The first section is basically my take on Exalted. Right now I'm just copying up my notes so everything's very raw while I put down my ideas. I'll work on editing everything and making it more coherent later. As a result things will contradict the in game canon and even be self contradictory especially since not all my notes are copied in chronological order. They've been typed up without editing to remain as close as possible to my original vision.

Tuesday, 22 February 2011

Silent Hill

          Rating: Infernal Heat  

    In cinema there's an unwritten rule. A rule that most people involved don't even know.
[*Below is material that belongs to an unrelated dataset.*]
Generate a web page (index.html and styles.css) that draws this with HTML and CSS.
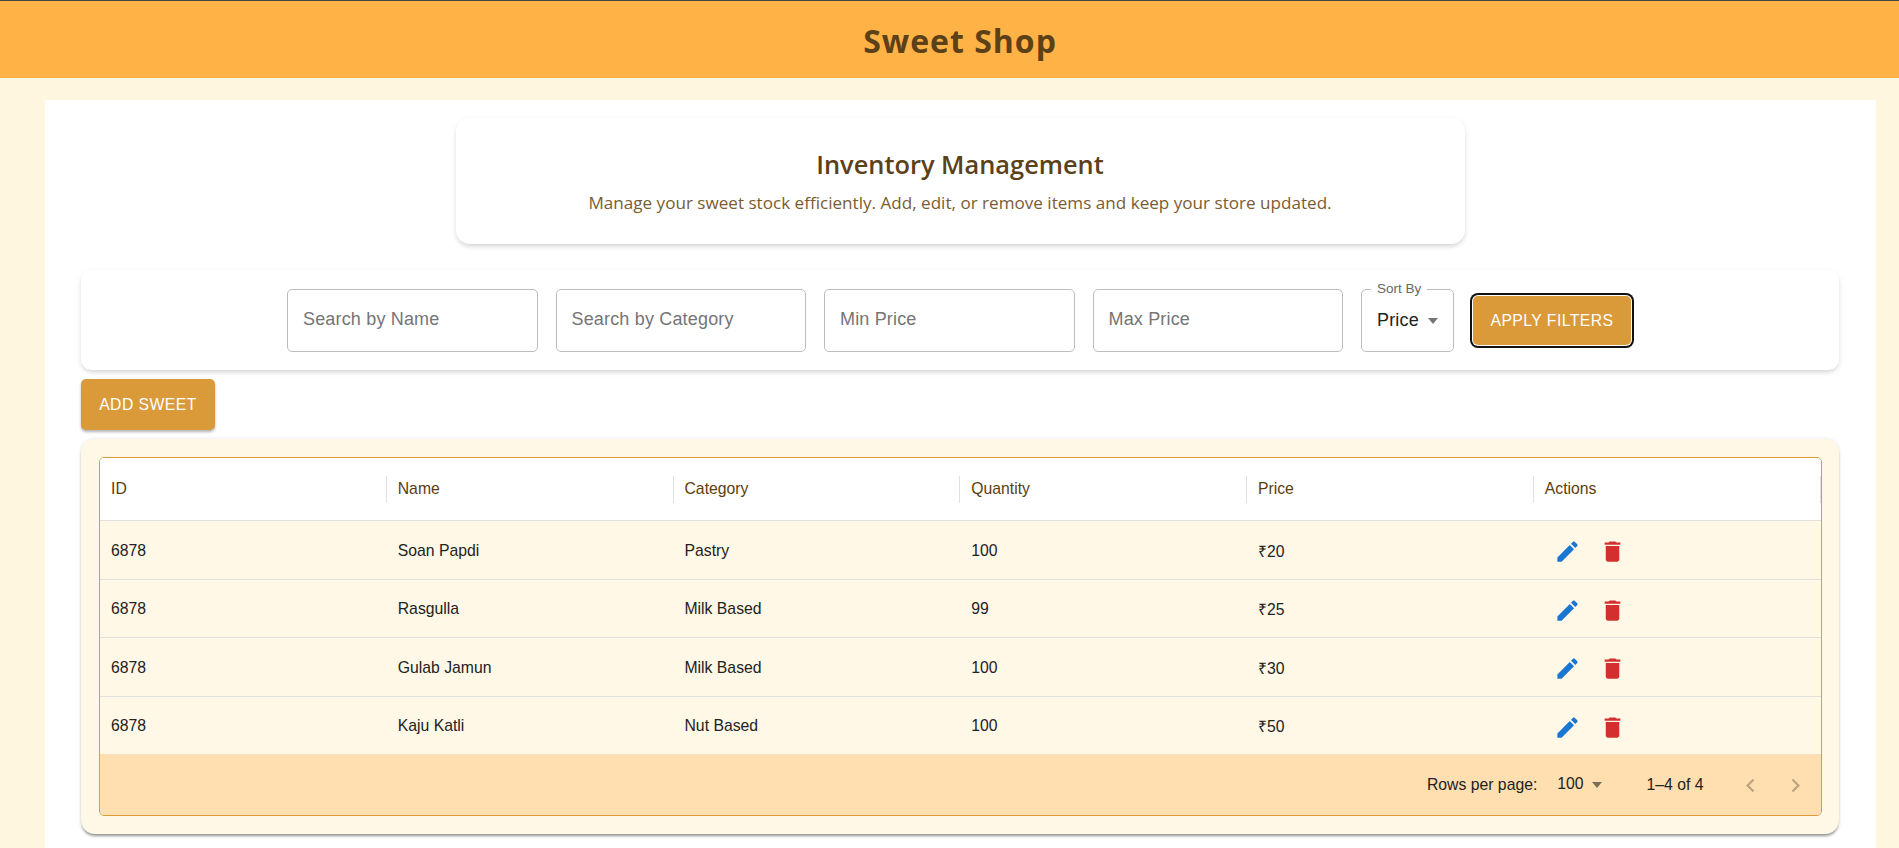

Films based on video games suck.
   With one exception.
   A don't know what it is exactly about films based on video games that explains why I hate them (what do you think I am an educated film critic?) except that if there is a unifying thread it's that they are amateurishly made. Looking at each film individually would probably be more effective at exploring the reasons for their failures but that's a matter for other reviews. This is about this film.
   They broke the rule by actually taking their effort seriously (if they didn't I'd be rather pissed off that Radha Mitchell is in it.) I have no experience with the Silent Hill video games so cannot offer any perspective on whether they live up to them, if they share themes or a storyline.
   The story focuses on a woman who's adopted daughter suffers hellish visions in her sleep and sleepwalks with near fatal consequences during which she screams 'Silent Hill.' She takes her daughter off the beaten path to the abandoned town but promptly loses her. The town turns out to be a nightmare world mystically cut off from the rest of the world and she has to find her daughter and escape from the infernal things that live there but that's not even half the story.